Day 6: Kilkenny to Dublin
This journey will take just under 2 hours. If you wish to make a side trip on route to the capital, a visit to the National Stud & Japanese Gardens just outside Kildare Town would be an option. The Japanese Gardens are situated in the grounds of the Stud Farm and were created between 1906 and 1910. They are planned to symbolize the 'Life of Man' from the cradle to the grave. St. Fiachra's Garden was designed as a Millennium project and has 2.5 hectares (4 acres) of Woodland & Lakeside walks. You can also visit The National Stud. The National Stud comprises three separate attractions. The 1,000-acre Farm at Tully has been in use as a Stud Farm since 1900 when it was owned by Col. William Hall-Walker. It is home to some of Ireland's finest thoroughbreds. There's a Horse Museum tracing the history of the horse in Ireland using artifacts, illustrations and text and the skeleton of the legendary steeplechaser 'Arkle'. In fact, the winner of the 2003 Californian ‘Breeders Cup Mile’ race is a National Stud horse, the 3rd in the last 9 years. The quandary that you will be faced with when you reach Dublin is, not what you should see but that you should leave out. Knee-deep in history and with its own unique sense of humor and wit, Dublin is an invigorating city.

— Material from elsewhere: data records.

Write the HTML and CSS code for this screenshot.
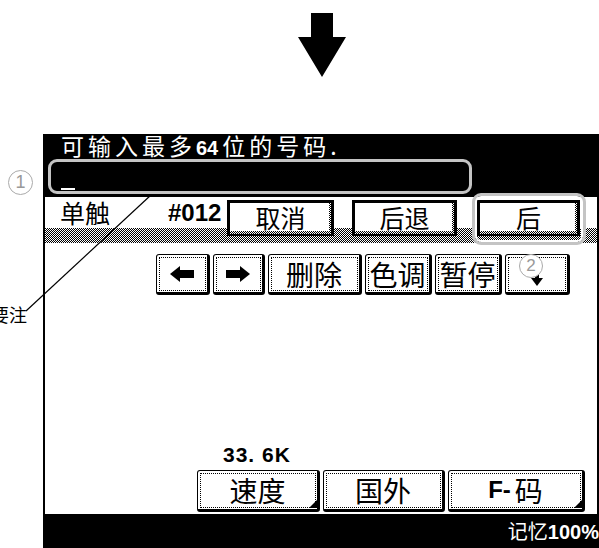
FILE: index.html
```html
<!DOCTYPE html>
<html lang="zh">
<head>
  <meta charset="UTF-8">
  <title>单触</title>
  <link rel="stylesheet" href="styles.css">
</head>
<body>
  <div id="page">
    <div class="drop">
      <svg width="48" height="64" viewBox="0 0 48 64"><path d="M13 0H35V24H48L24 64L0 24H13Z"/></svg>
    </div>

    <div id="screen">
      <div class="head">
        <div class="title">可输入最多<b>64</b>位的号码.</div>
        <div class="field"><span class="cursor"></span></div>
      </div>

      <div class="row2">
        <span class="label">单触</span>
        <span class="num">#012</span>
        <div class="key k-cancel">取消</div>
        <div class="key k-back">后退</div>
        <div class="key k-next">后</div>
      </div>

      <div class="body">
        <div class="tools">
          <div class="pad p-arrow">
            <svg width="24" height="16" viewBox="0 0 24 16"><path d="M0 8L10 0V4H24V12H10V16Z"/></svg>
          </div>
          <div class="pad p-arrow2">
            <svg width="24" height="16" viewBox="0 0 24 16"><path d="M24 8L14 0V4H0V12H14V16Z"/></svg>
          </div>
          <div class="pad p-del">删除</div>
          <div class="pad p-tone">色调</div>
          <div class="pad p-pause">暂停</div>
          <div class="pad p-down">
            <svg width="12" height="22" viewBox="0 0 12 22"><path d="M4 0H8V14H12L6 22L0 14H4Z"/></svg>
          </div>
        </div>

        <div class="speed">33. 6K</div>

        <div class="opts">
          <div class="pad opt o-speed more">速度</div>
          <div class="pad opt o-intl">国外</div>
          <div class="pad opt o-fcode more"><b>F-</b>码</div>
        </div>
      </div>

      <div class="status">记忆<b>100%</b></div>
    </div>

    <!-- 标注 -->
    <svg class="leader" width="599" height="548" viewBox="0 0 599 548"><line x1="151" y1="195" x2="26" y2="311"/></svg>
    <div class="note">要注</div>
    <div class="mark m1">1</div>
    <div class="ring"></div>
    <div class="mark m2">2</div>
  </div>
</body>
</html>
```

FILE: styles.css
```css
*{margin:0;padding:0;}
body{background:#fff;font-family:"Noto Sans CJK SC",sans-serif;color:#000;}

#page{width:599px;height:548px;position:relative;overflow:hidden;}
.drop{padding:13px 0 0 298px;height:64px;}
.drop svg{display:block;fill:#000;}

#screen{margin:57px 0 0 43px;width:556px;background:#000;}

.head{height:63px;}
.title{height:25px;padding-left:18px;color:#fff;font-size:23px;line-height:22px;letter-spacing:4px;white-space:nowrap;}
.title b{font-family:"Liberation Sans",sans-serif;font-size:20px;letter-spacing:0;margin:0 4px 0 0;}
.field{box-sizing:border-box;margin-left:5px;width:424px;height:35px;border:3px solid #c4c4c4;border-radius:9px;position:relative;}
.cursor{display:block;position:absolute;left:10px;bottom:1px;width:14px;height:2px;background:#fff;}

.row2{display:flex;align-items:flex-start;height:46px;margin:0 2px;
  background:linear-gradient(#fff,#fff) 0 0/100% 31px no-repeat,repeating-conic-gradient(#000 0 25%,#fff 0 50%) 0 0/2px 2px;}
.label{width:108px;padding-left:15px;font-size:25px;line-height:30px;}
.num{width:59px;font:bold 24px/32px "Liberation Sans",sans-serif;}
.key{box-sizing:border-box;height:36px;margin-top:3px;border:3px solid #000;border-bottom-width:2px;
  background:linear-gradient(#fff,#fff) 0 0/calc(100% - 2px) calc(100% - 3px) no-repeat,repeating-conic-gradient(#000 0 25%,#fff 0 50%) 0 0/2px 2px;
  font-size:25px;line-height:29px;text-align:center;}
.k-cancel{width:107px;}
.k-back{width:105px;margin-left:18px;}
.k-next{width:103px;margin-left:20px;}

.body{height:271px;margin:0 2px;background:#fff;}
.tools{display:flex;gap:3px;padding:11px 0 0 111px;}
.pad{position:relative;box-sizing:border-box;height:41px;border:1px solid #000;border-right-width:3px;border-bottom-width:3px;border-radius:3px;
  background:#fff;display:flex;align-items:center;justify-content:center;font-size:28px;line-height:1;}
.pad::before{content:"";position:absolute;top:2px;left:2px;right:1px;bottom:1px;border:1px dotted #000;}
.pad svg{display:block;fill:#000;}
.p-arrow{width:54px;}
.p-arrow2{width:52px;}
.p-del{width:94px;}
.p-tone{width:67px;}
.p-pause{width:67px;}
.p-down{width:65px;align-items:flex-end;padding-bottom:6px;}

.speed{height:20px;margin-top:150px;padding-left:178px;font:bold 21px/20px "Liberation Sans",sans-serif;letter-spacing:1px;}

.opts{display:flex;gap:3px;padding:5px 0 0 152px;}
.opt{height:42px;}
.opt b{font:bold 24px "Liberation Sans",sans-serif;margin-right:4px;}
.o-speed{width:123px;}
.o-intl{width:122px;}
.o-fcode{width:137px;}
.more::after{content:"";position:absolute;right:0;bottom:1px;width:0;height:0;border-left:8px solid transparent;border-bottom:8px solid #000;}

.status{height:34px;color:#fff;text-align:right;font-size:20px;line-height:34px;white-space:nowrap;}
.status b{font-family:"Liberation Sans",sans-serif;font-size:20px;}

.leader{position:absolute;left:0;top:0;}
.leader line{stroke:#000;stroke-width:1.2;}
.note{position:absolute;left:-9px;top:302px;font-size:18px;line-height:24px;}
.mark{position:absolute;box-sizing:border-box;width:25px;height:25px;border:1.5px solid #aaa;border-radius:50%;background:#fff;
  color:#999;font:18px/22px "Liberation Sans",sans-serif;text-align:center;}
.m1{left:8px;top:170px;}
.m2{left:519px;top:254px;width:24px;height:24px;font-size:17px;line-height:21px;}
.ring{position:absolute;box-sizing:border-box;left:472px;top:193px;width:114px;height:52px;border:3px solid #c4c4c4;border-radius:9px;box-shadow:inset 0 0 0 2px #fff;}
```
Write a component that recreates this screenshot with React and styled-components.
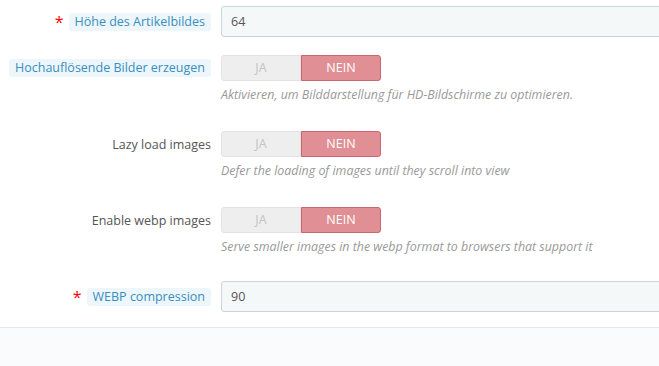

Take the opportunity to visit some of Ireland’s most history-laden locations, including Trinity College and the Book of Kells, Dublin Castle, Kilmainham Gaol, The National History Museum and not forgetting The Guinness Brewery, St. Patrick’s Cathedral & why not finish up the day in Dublin’s Temple Bar section and enjoy the wonderful pubs and music it is famous for.
Day 7: End of Tour
Check out of your hotel and bid farewell (for now) to Ireland!